3. La obediencia humilde
“No contristéis al Espíritu Santo de Dios…”
(Efesios 4:30)
Desobedecer, guardar pecado, endurecer el corazón… todo eso contrista y enfría el fuego.
4. La comunión fraternal viva y edificante
“Considerémonos unos a otros para estimularnos al amor y a las buenas obras.”
(Hebreos 10:24)
El Espíritu no obra solo en lo privado: habita en la iglesia. Y cuando la unidad se enfría, el fuego se apaga.

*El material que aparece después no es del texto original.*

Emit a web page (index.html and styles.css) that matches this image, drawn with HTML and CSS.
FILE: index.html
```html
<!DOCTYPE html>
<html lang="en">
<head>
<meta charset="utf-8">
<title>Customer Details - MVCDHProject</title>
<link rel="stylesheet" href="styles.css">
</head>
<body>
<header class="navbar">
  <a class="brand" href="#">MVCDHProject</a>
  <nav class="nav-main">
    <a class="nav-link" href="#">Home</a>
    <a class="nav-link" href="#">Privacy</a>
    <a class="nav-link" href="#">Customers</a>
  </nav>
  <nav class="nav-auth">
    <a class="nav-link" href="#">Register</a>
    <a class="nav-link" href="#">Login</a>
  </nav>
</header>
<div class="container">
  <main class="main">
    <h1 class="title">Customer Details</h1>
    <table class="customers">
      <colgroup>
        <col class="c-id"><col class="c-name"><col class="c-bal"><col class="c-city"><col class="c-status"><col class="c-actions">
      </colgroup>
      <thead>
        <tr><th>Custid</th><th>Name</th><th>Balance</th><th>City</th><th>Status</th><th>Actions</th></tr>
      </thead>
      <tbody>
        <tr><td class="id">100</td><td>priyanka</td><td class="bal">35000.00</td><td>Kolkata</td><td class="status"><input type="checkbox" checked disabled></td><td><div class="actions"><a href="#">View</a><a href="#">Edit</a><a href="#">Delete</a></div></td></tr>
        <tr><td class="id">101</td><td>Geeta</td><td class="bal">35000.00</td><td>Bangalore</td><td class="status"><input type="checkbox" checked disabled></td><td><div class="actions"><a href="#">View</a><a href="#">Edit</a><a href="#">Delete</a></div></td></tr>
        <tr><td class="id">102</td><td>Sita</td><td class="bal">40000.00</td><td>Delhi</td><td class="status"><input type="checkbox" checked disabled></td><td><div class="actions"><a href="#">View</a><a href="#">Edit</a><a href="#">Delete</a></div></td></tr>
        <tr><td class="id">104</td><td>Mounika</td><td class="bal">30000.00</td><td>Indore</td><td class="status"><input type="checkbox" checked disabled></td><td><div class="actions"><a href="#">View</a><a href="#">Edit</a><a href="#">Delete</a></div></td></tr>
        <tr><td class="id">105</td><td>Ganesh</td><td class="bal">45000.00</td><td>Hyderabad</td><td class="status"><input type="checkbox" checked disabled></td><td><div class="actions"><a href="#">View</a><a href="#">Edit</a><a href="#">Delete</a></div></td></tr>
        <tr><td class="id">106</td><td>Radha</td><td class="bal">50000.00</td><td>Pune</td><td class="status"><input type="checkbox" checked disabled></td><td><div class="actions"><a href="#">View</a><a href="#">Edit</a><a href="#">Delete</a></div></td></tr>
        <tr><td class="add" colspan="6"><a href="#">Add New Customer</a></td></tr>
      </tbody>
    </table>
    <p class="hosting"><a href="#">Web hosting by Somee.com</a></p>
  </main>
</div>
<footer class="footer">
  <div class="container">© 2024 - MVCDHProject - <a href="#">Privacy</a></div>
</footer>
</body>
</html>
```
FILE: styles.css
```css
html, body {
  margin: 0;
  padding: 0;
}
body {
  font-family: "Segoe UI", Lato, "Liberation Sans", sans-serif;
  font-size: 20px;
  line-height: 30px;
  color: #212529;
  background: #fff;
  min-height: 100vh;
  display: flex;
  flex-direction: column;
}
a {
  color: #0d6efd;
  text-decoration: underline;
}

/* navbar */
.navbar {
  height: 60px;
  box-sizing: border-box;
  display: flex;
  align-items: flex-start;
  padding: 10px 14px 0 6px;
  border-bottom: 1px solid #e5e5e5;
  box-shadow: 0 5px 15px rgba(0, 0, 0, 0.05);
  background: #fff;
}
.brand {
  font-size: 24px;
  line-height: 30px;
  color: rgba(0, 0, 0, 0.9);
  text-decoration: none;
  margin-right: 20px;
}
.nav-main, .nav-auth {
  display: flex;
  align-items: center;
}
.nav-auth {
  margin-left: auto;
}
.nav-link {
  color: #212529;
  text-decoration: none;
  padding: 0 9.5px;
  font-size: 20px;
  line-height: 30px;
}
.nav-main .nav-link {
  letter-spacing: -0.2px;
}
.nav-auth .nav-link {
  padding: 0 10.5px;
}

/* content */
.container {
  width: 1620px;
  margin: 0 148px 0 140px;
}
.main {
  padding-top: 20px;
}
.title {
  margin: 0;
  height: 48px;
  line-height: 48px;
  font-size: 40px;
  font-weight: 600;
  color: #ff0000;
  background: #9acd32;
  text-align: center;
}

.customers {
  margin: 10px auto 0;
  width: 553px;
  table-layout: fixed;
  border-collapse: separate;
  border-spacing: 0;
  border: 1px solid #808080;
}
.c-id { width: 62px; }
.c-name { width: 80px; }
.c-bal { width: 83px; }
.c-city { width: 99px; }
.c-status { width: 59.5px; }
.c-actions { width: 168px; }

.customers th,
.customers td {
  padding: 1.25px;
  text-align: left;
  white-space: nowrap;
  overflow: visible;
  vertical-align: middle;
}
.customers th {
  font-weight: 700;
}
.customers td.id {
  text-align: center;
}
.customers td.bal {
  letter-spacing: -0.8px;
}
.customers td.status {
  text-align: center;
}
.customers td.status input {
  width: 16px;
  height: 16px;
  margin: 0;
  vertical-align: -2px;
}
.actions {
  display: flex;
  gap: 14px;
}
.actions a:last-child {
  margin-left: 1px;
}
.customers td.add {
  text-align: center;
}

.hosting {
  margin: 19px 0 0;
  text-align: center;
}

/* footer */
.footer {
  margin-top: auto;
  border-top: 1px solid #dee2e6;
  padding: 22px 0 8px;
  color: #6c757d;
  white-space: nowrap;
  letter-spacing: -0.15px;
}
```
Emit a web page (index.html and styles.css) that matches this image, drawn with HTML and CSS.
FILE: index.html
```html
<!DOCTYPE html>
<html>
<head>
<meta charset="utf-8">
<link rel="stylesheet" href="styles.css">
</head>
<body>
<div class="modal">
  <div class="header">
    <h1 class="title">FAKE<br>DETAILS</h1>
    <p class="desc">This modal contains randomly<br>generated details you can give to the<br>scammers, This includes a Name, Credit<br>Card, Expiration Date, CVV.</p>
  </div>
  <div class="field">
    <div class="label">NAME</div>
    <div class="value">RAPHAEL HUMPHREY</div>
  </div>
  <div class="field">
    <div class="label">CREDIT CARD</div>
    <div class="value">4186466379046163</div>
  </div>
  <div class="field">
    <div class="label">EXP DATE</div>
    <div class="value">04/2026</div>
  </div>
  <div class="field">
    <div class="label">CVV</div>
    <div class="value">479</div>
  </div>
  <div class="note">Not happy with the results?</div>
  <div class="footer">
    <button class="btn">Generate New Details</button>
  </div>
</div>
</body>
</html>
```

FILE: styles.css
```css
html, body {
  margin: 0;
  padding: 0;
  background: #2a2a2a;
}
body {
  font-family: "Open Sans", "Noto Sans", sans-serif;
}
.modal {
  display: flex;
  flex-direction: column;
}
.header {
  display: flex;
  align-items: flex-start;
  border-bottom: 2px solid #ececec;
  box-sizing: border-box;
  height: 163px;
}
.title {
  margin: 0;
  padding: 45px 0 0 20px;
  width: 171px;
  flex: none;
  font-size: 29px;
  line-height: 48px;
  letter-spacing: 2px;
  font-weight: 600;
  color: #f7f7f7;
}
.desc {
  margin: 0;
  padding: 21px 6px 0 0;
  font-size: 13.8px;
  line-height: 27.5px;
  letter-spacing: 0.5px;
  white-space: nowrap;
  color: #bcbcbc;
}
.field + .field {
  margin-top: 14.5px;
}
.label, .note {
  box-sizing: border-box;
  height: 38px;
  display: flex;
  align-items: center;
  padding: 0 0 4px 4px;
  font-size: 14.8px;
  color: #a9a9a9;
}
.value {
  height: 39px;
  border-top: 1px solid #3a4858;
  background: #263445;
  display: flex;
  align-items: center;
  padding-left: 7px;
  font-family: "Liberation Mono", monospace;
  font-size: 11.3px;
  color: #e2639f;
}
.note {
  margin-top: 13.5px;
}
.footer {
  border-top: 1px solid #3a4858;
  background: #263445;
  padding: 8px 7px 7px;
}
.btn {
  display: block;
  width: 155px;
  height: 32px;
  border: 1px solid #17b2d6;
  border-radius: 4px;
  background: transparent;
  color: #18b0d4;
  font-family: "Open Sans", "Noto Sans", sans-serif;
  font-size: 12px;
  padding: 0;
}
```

IV. Apagar el Espíritu: consecuencias y señales
Apagar el Espíritu es como abandonar el altar. Algunas señales de que el fuego se ha apagado:
Enfriamiento en la oración
Ausencia de gozo en Cristo
Pérdida de sensibilidad a la Palabra
Falta de amor y perdón entre hermanos
Confianza en la forma externa, sin fuego interior
El peligro no es solo personal: cuando la iglesia como cuerpo deja de guardar el fuego, cae en liturgias vacías, divisiones internas, y testimonio sin poder.
V. Conclusión: Que el fuego nunca se apague
Dios encendió el fuego.
Cristo lo alimenta con su gracia.
El Espíritu lo mantiene vivo.
Y nosotros debemos vigilar para que nunca se apague.
“No apaguéis el Espíritu.”
“No se apagará el fuego sobre el altar.”
¡Que nuestros corazones sean altares encendidos por Dios!
Que la iglesia arda en amor, verdad, oración y comunión.
Que vivamos como ofrendas vivas, encendidas por la gloria del Cordero.